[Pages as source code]
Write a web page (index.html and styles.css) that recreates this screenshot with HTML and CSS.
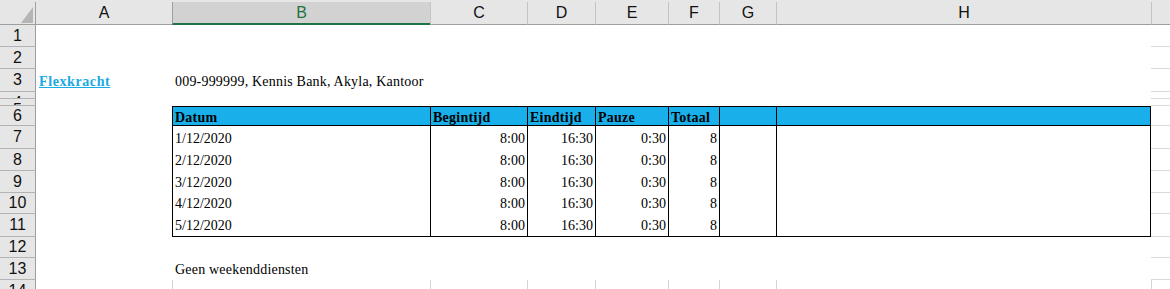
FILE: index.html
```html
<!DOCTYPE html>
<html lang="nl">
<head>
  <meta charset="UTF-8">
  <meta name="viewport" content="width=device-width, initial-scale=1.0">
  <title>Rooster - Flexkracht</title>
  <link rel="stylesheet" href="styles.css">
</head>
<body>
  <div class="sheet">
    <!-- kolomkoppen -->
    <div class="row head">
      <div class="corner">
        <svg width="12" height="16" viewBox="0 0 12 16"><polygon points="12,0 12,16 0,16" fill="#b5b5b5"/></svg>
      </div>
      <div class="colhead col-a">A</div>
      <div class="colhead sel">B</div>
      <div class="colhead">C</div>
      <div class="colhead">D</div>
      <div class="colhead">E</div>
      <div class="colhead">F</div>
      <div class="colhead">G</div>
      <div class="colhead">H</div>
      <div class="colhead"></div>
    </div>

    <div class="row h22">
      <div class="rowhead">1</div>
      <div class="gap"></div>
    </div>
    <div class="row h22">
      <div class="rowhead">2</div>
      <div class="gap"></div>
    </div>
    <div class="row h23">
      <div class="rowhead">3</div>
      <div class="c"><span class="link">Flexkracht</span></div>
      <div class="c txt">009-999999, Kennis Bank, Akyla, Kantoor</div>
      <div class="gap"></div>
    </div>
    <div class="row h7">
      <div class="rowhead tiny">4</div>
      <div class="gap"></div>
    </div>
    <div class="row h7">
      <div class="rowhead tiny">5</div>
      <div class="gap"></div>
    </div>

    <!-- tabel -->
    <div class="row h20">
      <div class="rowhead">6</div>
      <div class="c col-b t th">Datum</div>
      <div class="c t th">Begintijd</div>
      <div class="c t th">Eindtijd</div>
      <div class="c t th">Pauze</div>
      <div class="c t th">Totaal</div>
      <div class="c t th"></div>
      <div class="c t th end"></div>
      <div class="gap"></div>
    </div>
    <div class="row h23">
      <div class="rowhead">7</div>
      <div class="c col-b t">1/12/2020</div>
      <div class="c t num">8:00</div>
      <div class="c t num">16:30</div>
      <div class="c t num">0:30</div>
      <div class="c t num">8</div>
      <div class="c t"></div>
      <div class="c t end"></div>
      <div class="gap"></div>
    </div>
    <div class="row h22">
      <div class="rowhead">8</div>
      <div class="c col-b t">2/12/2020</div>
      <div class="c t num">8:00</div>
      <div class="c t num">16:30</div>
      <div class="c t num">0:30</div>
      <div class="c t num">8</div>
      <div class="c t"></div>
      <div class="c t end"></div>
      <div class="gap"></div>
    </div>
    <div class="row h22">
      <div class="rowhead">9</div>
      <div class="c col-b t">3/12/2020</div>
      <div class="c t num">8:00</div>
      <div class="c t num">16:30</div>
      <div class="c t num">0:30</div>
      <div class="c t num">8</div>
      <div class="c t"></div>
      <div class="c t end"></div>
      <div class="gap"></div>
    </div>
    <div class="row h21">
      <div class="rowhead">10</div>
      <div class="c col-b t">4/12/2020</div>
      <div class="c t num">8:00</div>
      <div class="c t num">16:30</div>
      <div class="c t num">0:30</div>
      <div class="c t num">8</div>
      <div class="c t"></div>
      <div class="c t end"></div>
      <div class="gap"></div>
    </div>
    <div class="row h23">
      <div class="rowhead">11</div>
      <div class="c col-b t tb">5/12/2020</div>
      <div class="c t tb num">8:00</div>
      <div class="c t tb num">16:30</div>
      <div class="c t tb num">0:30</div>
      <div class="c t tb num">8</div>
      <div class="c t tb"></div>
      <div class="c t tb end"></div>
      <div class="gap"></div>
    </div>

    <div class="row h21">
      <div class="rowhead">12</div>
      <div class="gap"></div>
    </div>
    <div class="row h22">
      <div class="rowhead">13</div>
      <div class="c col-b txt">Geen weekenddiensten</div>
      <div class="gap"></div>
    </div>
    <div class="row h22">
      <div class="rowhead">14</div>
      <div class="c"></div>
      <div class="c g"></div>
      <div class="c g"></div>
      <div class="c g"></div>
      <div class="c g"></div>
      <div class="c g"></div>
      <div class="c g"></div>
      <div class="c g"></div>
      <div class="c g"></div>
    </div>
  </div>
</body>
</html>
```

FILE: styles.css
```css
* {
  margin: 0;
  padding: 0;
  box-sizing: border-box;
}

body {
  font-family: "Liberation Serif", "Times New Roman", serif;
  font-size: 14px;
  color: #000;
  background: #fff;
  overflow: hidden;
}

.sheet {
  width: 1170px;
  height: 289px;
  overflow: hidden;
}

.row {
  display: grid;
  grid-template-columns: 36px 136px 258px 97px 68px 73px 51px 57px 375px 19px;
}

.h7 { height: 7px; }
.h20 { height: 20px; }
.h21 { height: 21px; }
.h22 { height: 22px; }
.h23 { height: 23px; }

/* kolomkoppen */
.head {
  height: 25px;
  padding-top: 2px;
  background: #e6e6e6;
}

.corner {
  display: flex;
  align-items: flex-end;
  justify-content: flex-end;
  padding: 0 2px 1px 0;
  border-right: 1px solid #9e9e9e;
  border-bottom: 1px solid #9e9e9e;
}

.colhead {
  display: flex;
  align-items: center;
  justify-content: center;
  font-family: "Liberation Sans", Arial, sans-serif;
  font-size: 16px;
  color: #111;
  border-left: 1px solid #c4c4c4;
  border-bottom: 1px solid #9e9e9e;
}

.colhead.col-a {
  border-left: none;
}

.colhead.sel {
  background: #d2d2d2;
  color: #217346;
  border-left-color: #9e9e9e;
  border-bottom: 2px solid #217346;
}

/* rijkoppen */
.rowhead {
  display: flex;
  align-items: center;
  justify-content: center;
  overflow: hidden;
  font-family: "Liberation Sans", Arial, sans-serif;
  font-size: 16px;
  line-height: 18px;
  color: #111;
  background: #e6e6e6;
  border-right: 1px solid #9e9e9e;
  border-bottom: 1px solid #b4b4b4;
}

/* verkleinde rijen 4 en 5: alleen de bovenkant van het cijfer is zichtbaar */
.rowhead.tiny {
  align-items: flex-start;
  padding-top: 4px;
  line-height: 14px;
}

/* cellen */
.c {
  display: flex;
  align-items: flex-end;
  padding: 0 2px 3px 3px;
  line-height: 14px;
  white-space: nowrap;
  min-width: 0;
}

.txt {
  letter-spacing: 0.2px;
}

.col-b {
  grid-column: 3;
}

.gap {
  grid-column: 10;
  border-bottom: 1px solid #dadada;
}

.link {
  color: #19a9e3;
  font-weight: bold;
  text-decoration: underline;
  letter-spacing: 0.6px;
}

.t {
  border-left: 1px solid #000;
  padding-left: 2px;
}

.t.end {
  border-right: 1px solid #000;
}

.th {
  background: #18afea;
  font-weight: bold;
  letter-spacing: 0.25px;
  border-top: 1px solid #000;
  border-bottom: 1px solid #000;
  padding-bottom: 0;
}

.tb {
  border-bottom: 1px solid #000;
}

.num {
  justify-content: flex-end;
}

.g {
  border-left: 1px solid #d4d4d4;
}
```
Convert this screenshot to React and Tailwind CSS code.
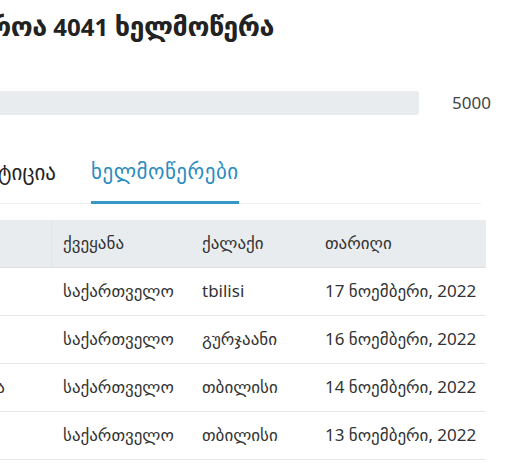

* [Instructions to follow] Return each line from the material above exactly, but not the pictures.

* [Solution to this exercise]
Write a web page (index.html and styles.css) that recreates this screenshot with HTML and CSS.
FILE: index.html
```html
<!DOCTYPE html>
<html lang="nl">
<head>
  <meta charset="UTF-8">
  <meta name="viewport" content="width=device-width, initial-scale=1.0">
  <title>Rooster - Flexkracht</title>
  <link rel="stylesheet" href="styles.css">
</head>
<body>
  <div class="sheet">
    <!-- kolomkoppen -->
    <div class="row head">
      <div class="corner">
        <svg width="12" height="16" viewBox="0 0 12 16"><polygon points="12,0 12,16 0,16" fill="#b5b5b5"/></svg>
      </div>
      <div class="colhead col-a">A</div>
      <div class="colhead sel">B</div>
      <div class="colhead">C</div>
      <div class="colhead">D</div>
      <div class="colhead">E</div>
      <div class="colhead">F</div>
      <div class="colhead">G</div>
      <div class="colhead">H</div>
      <div class="colhead"></div>
    </div>

    <div class="row h22">
      <div class="rowhead">1</div>
      <div class="gap"></div>
    </div>
    <div class="row h22">
      <div class="rowhead">2</div>
      <div class="gap"></div>
    </div>
    <div class="row h23">
      <div class="rowhead">3</div>
      <div class="c"><span class="link">Flexkracht</span></div>
      <div class="c txt">009-999999, Kennis Bank, Akyla, Kantoor</div>
      <div class="gap"></div>
    </div>
    <div class="row h7">
      <div class="rowhead tiny">4</div>
      <div class="gap"></div>
    </div>
    <div class="row h7">
      <div class="rowhead tiny">5</div>
      <div class="gap"></div>
    </div>

    <!-- tabel -->
    <div class="row h20">
      <div class="rowhead">6</div>
      <div class="c col-b t th">Datum</div>
      <div class="c t th">Begintijd</div>
      <div class="c t th">Eindtijd</div>
      <div class="c t th">Pauze</div>
      <div class="c t th">Totaal</div>
      <div class="c t th"></div>
      <div class="c t th end"></div>
      <div class="gap"></div>
    </div>
    <div class="row h23">
      <div class="rowhead">7</div>
      <div class="c col-b t">1/12/2020</div>
      <div class="c t num">8:00</div>
      <div class="c t num">16:30</div>
      <div class="c t num">0:30</div>
      <div class="c t num">8</div>
      <div class="c t"></div>
      <div class="c t end"></div>
      <div class="gap"></div>
    </div>
    <div class="row h22">
      <div class="rowhead">8</div>
      <div class="c col-b t">2/12/2020</div>
      <div class="c t num">8:00</div>
      <div class="c t num">16:30</div>
      <div class="c t num">0:30</div>
      <div class="c t num">8</div>
      <div class="c t"></div>
      <div class="c t end"></div>
      <div class="gap"></div>
    </div>
    <div class="row h22">
      <div class="rowhead">9</div>
      <div class="c col-b t">3/12/2020</div>
      <div class="c t num">8:00</div>
      <div class="c t num">16:30</div>
      <div class="c t num">0:30</div>
      <div class="c t num">8</div>
      <div class="c t"></div>
      <div class="c t end"></div>
      <div class="gap"></div>
    </div>
    <div class="row h21">
      <div class="rowhead">10</div>
      <div class="c col-b t">4/12/2020</div>
      <div class="c t num">8:00</div>
      <div class="c t num">16:30</div>
      <div class="c t num">0:30</div>
      <div class="c t num">8</div>
      <div class="c t"></div>
      <div class="c t end"></div>
      <div class="gap"></div>
    </div>
    <div class="row h23">
      <div class="rowhead">11</div>
      <div class="c col-b t tb">5/12/2020</div>
      <div class="c t tb num">8:00</div>
      <div class="c t tb num">16:30</div>
      <div class="c t tb num">0:30</div>
      <div class="c t tb num">8</div>
      <div class="c t tb"></div>
      <div class="c t tb end"></div>
      <div class="gap"></div>
    </div>

    <div class="row h21">
      <div class="rowhead">12</div>
      <div class="gap"></div>
    </div>
    <div class="row h22">
      <div class="rowhead">13</div>
      <div class="c col-b txt">Geen weekenddiensten</div>
      <div class="gap"></div>
    </div>
    <div class="row h22">
      <div class="rowhead">14</div>
      <div class="c"></div>
      <div class="c g"></div>
      <div class="c g"></div>
      <div class="c g"></div>
      <div class="c g"></div>
      <div class="c g"></div>
      <div class="c g"></div>
      <div class="c g"></div>
      <div class="c g"></div>
    </div>
  </div>
</body>
</html>
```

FILE: styles.css
```css
* {
  margin: 0;
  padding: 0;
  box-sizing: border-box;
}

body {
  font-family: "Liberation Serif", "Times New Roman", serif;
  font-size: 14px;
  color: #000;
  background: #fff;
  overflow: hidden;
}

.sheet {
  width: 1170px;
  height: 289px;
  overflow: hidden;
}

.row {
  display: grid;
  grid-template-columns: 36px 136px 258px 97px 68px 73px 51px 57px 375px 19px;
}

.h7 { height: 7px; }
.h20 { height: 20px; }
.h21 { height: 21px; }
.h22 { height: 22px; }
.h23 { height: 23px; }

/* kolomkoppen */
.head {
  height: 25px;
  padding-top: 2px;
  background: #e6e6e6;
}

.corner {
  display: flex;
  align-items: flex-end;
  justify-content: flex-end;
  padding: 0 2px 1px 0;
  border-right: 1px solid #9e9e9e;
  border-bottom: 1px solid #9e9e9e;
}

.colhead {
  display: flex;
  align-items: center;
  justify-content: center;
  font-family: "Liberation Sans", Arial, sans-serif;
  font-size: 16px;
  color: #111;
  border-left: 1px solid #c4c4c4;
  border-bottom: 1px solid #9e9e9e;
}

.colhead.col-a {
  border-left: none;
}

.colhead.sel {
  background: #d2d2d2;
  color: #217346;
  border-left-color: #9e9e9e;
  border-bottom: 2px solid #217346;
}

/* rijkoppen */
.rowhead {
  display: flex;
  align-items: center;
  justify-content: center;
  overflow: hidden;
  font-family: "Liberation Sans", Arial, sans-serif;
  font-size: 16px;
  line-height: 18px;
  color: #111;
  background: #e6e6e6;
  border-right: 1px solid #9e9e9e;
  border-bottom: 1px solid #b4b4b4;
}

/* verkleinde rijen 4 en 5: alleen de bovenkant van het cijfer is zichtbaar */
.rowhead.tiny {
  align-items: flex-start;
  padding-top: 4px;
  line-height: 14px;
}

/* cellen */
.c {
  display: flex;
  align-items: flex-end;
  padding: 0 2px 3px 3px;
  line-height: 14px;
  white-space: nowrap;
  min-width: 0;
}

.txt {
  letter-spacing: 0.2px;
}

.col-b {
  grid-column: 3;
}

.gap {
  grid-column: 10;
  border-bottom: 1px solid #dadada;
}

.link {
  color: #19a9e3;
  font-weight: bold;
  text-decoration: underline;
  letter-spacing: 0.6px;
}

.t {
  border-left: 1px solid #000;
  padding-left: 2px;
}

.t.end {
  border-right: 1px solid #000;
}

.th {
  background: #18afea;
  font-weight: bold;
  letter-spacing: 0.25px;
  border-top: 1px solid #000;
  border-bottom: 1px solid #000;
  padding-bottom: 0;
}

.tb {
  border-bottom: 1px solid #000;
}

.num {
  justify-content: flex-end;
}

.g {
  border-left: 1px solid #d4d4d4;
}
```
Convert this screenshot to React and Tailwind CSS code.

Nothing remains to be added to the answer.